The short form (SF), S1b, of the PRLR can silence PRL‐induced activation of gene transcription by the long form (LF). This results from LF/SF heterodimerization and the absence of cytoplasmic (C) sequences in the SF partner, which are essential for STAT activation. Dimerization of PRLR variants is ligand‐independent and PRL is a conformational modifier inducing JAK/STAT signaling. Mutagenesis of SF's four conserved Cys (S1bX), which form two intramolecular S‐S bonds within the extracellular (EC) subdomain‐1 (D1) PRL binding region, eliminated its inhibitory action on LF and its PRL‐induced JAK phosphorylation (JAK‐P). Since constitutive JAK‐P was observed in WT S1b, this change suggests that S‐S provides the conformation for JAK binding to box‐1 (adjacent to the trans‐membrane domain) in the C domain. BRET50 showed decreased heterodimeric association of LF/S1bX and increased affinity in homodimerization of S1bX, which favors LF dimerization and PRL‐induced signaling.

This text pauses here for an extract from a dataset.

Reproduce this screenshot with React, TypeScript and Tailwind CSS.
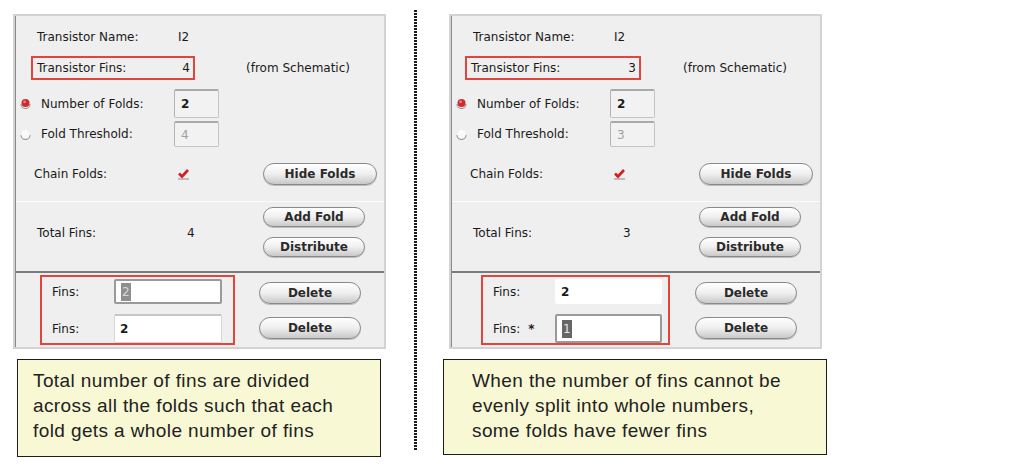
import React from 'react';

const uiFont = "font-['DejaVu_Sans',sans-serif]";

/**
 * Bouton arrondi façon Aqua
 */
const PillButton: React.FC<{ label: string; w: string; h: string }> = ({ label, w, h }) => (
  <div
    className={`${w} ${h} flex items-center justify-center rounded-full border border-[#8a8a8a] bg-gradient-to-b from-[#ffffff] via-[#efefef] to-[#c9c9c9] text-[12px] font-bold text-[#2a2a2a] shadow-[0_1px_0_#bdbdbd]`}
  >
    {label}
  </div>
);

const Radio: React.FC<{ on: boolean }> = ({ on }) => (
  <svg width="11" height="11" viewBox="0 0 11 11">
    <path d="M1 6 A4.5 4.5 0 0 0 10 6" fill="none" stroke="#9a9a9a" strokeWidth="1.2" />
    {on ? (
      <>
        <circle cx="5.5" cy="5" r="4" fill="#d12a2a" />
        <circle cx="4.6" cy="3.8" r="1.4" fill="#f08a8a" />
      </>
    ) : (
      <circle cx="5.5" cy="5" r="4" fill="#fafafa" />
    )}
  </svg>
);

const Check: React.FC = () => (
  <svg width="13" height="12" viewBox="0 0 13 12">
    <path d="M2 5.5 L5 8.5 L11 2" fill="none" stroke="#d91c1c" strokeWidth="2.6" />
    <line x1="1" y1="11" x2="12" y2="11" stroke="#8a8a8a" strokeWidth="1" />
  </svg>
);

const BevelInput: React.FC<{ value: string; dim?: boolean; h: string }> = ({ value, dim, h }) => (
  <div
    className={`w-[45px] ${h} flex items-center pl-[6px] rounded-[2px] border border-[#c4c4c4] border-t-2 border-t-[#a9a9a9] border-l-[#b3b3b3] bg-[#f2f2f2] ${dim ? 'text-[#a0a0a0]' : 'font-bold text-[#1c1c1c]'}`}
  >
    {value}
  </div>
);

interface FinRow {
  value: string;
  selected?: 'light' | 'dark';
  border: 'strong' | 'soft' | 'none';
  star?: boolean;
}

interface PanelProps {
  fins: string;
  finsBoxMl: string;
  finsBoxW: string;
  schemMl: string;
  threshold: string;
  total: string;
  boxMl: string;
  boxW: string;
  inputW: string;
  delMl: string;
  rows: FinRow[];
}

const Panel: React.FC<PanelProps> = (p) => (
  <div className={`w-[373px] h-[335px] border-2 border-[#d3d3d3] bg-[#efefef] ${uiFont} text-[12px] text-[#1a1a1a]`}>
    <div className="h-full border-l border-[#8a8a8a] flex flex-col">
      {/* haut */}
      <div className="h-[186px] border-b border-[#fbfbfb] flex flex-col">
        <div className="mt-[11px] h-[20px] flex items-center pl-[21px]">
          <span className="w-[141px]">Transistor Name:</span>
          <span>I2</span>
        </div>
        <div className="mt-[9px] flex items-center">
          <div className={`${p.finsBoxMl} ${p.finsBoxW} h-[24px] border-2 border-[#e3443c] flex items-center justify-between pl-[4px] pr-[3px]`}>
            <span>Transistor Fins:</span>
            <span>{p.fins}</span>
          </div>
          <span className={p.schemMl}>(from Schematic)</span>
        </div>
        <div className="mt-[9px] h-[29px] flex items-center">
          <span className="ml-[4px] w-[11px] flex"><Radio on /></span>
          <span className="ml-[10px] w-[133px]">Number of Folds:</span>
          <BevelInput value="2" h="h-[29px]" />
        </div>
        <div className="mt-[3px] h-[26px] flex items-center">
          <span className="ml-[4px] w-[11px] flex"><Radio on={false} /></span>
          <span className="ml-[10px] w-[133px]">Fold Threshold:</span>
          <BevelInput value={p.threshold} dim h="h-[26px]" />
        </div>
        <div className="mt-[16px] h-[22px] flex items-center">
          <span className="ml-[18px] w-[143px]">Chain Folds:</span>
          <span className="w-[13px] flex"><Check /></span>
          <div className="ml-[73px]">
            <PillButton label="Hide Folds" w="w-[114px]" h="h-[22px]" />
          </div>
        </div>
      </div>

      {/* milieu */}
      <div className="h-[69px] flex items-start pt-[5px]">
        <span className="mt-[17px] pl-[21px] w-[171px]">Total Fins:</span>
        <span className="mt-[17px] w-[76px]">{p.total}</span>
        <div className="flex flex-col gap-[10px]">
          <PillButton label="Add Fold" w="w-[102px]" h="h-[20px]" />
          <PillButton label="Distribute" w="w-[102px]" h="h-[20px]" />
        </div>
      </div>

      {/* bas */}
      <div className="border-t-2 border-[#7a7a7a] flex-1 flex items-start">
        <div className={`mt-[2px] ${p.boxMl} ${p.boxW} h-[70px] border-2 border-[#e3443c] flex flex-col pl-[10px]`}>
          {p.rows.map((r, i) => (
            <div key={i} className={`${i === 0 ? 'mt-[2px] h-[25px]' : 'mt-[10px] h-[29px]'} flex items-center`}>
              <span className="w-[62px] flex items-center gap-[8px]">
                Fins:
                {r.star && <span className="font-bold text-[12px] leading-none">*</span>}
              </span>
              <div
                className={`${p.inputW} h-full flex items-center pl-[5px] bg-white rounded-[2px] ${
                  r.border === 'strong'
                    ? 'border-2 border-[#9a9a9a]'
                    : r.border === 'soft'
                    ? 'border border-[#d6d6d6] border-t-2 border-t-[#c6c6c6]'
                    : 'border border-white'
                }`}
              >
                <span
                  className={
                    r.selected === 'light'
                      ? 'bg-[#8f8f8f] text-[#d8d8d8] px-[1px]'
                      : r.selected === 'dark'
                      ? 'bg-[#666666] text-[#e6e6e6] px-[1px]'
                      : 'font-bold'
                  }
                >
                  {r.value}
                </span>
              </div>
            </div>
          ))}
        </div>
        <div className={`${p.delMl} mt-[9px] flex flex-col gap-[13px]`}>
          <PillButton label="Delete" w="w-[102px]" h="h-[22px]" />
          <PillButton label="Delete" w="w-[102px]" h="h-[22px]" />
        </div>
      </div>
    </div>
  </div>
);

const Note: React.FC<{ lines: string[]; w: string; h: string; pl: string }> = ({ lines, w, h, pl }) => (
  <div className={`${w} ${h} border border-[#1e1e1e] bg-[#f8f8d4] ${pl} pt-[8px] font-['Liberation_Sans',Arial,sans-serif] text-[19px] tracking-[0.4px] leading-[25px] text-[#222222]`}>
    {lines.map((l) => (
      <div key={l}>{l}</div>
    ))}
  </div>
);

export default function App() {
  return (
    <div className="w-[1014px] h-[471px] bg-white flex items-start">
      <div className="ml-[13px] mt-[14px] flex flex-col">
        <Panel
          fins="4"
          finsBoxMl="ml-[15px]"
          finsBoxW="w-[164px]"
          schemMl="ml-[51px]"
          threshold="4"
          total="4"
          boxMl="ml-[24px]"
          boxW="w-[195px]"
          inputW="w-[108px]"
          delMl="ml-[24px]"
          rows={[
            { value: '2', selected: 'light', border: 'strong' },
            { value: '2', border: 'soft' },
          ]}
        />
        <div className="mt-[10px] ml-[4px]">
          <Note
            w="w-[364px]"
            h="h-[98px]"
            pl="pl-[15px]"
            lines={[
              'Total number of fins are divided',
              'across all the folds such that each',
              'fold gets a whole number of fins',
            ]}
          />
        </div>
      </div>

      <div className="ml-[28px] mt-[10px] w-[3px] h-[440px] bg-[repeating-linear-gradient(to_bottom,#1a1a1a_0px,#1a1a1a_2px,transparent_2px,transparent_3px)]" />

      <div className="ml-[26px] mt-[14px] flex flex-col">
        <div className="ml-[6px]">
          <Panel
            fins="3"
            finsBoxMl="ml-[13px]"
            finsBoxW="w-[176px]"
            schemMl="ml-[42px]"
            threshold="3"
            total="3"
            boxMl="ml-[29px]"
            boxW="w-[189px]"
            inputW="w-[107px]"
            delMl="ml-[25px]"
            rows={[
              { value: '2', border: 'none' },
              { value: '1', selected: 'dark', border: 'strong', star: true },
            ]}
          />
        </div>
        <div className="mt-[10px]">
          <Note
            w="w-[384px]"
            h="h-[96px]"
            pl="pl-[28px]"
            lines={[
              'When the number of fins cannot be',
              'evenly split into whole numbers,',
              'some folds have fewer fins',
            ]}
          />
        </div>
      </div>
    </div>
  );
}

Computer simulations of the EC based on the X‐ray crystal structure of PRLR showed less bending of D1 in S1bX. A positive grove that could be a motif of ligand recognition was occluded in S1bX. Additional inter‐monomer hydrogen bonds observed in D1 of S1bX may cause groove occlusion and higher homodimerization affinity of S1bx. The conformation of the PRLR provided by S‐S bridges is essential for the inhibitory action of SF.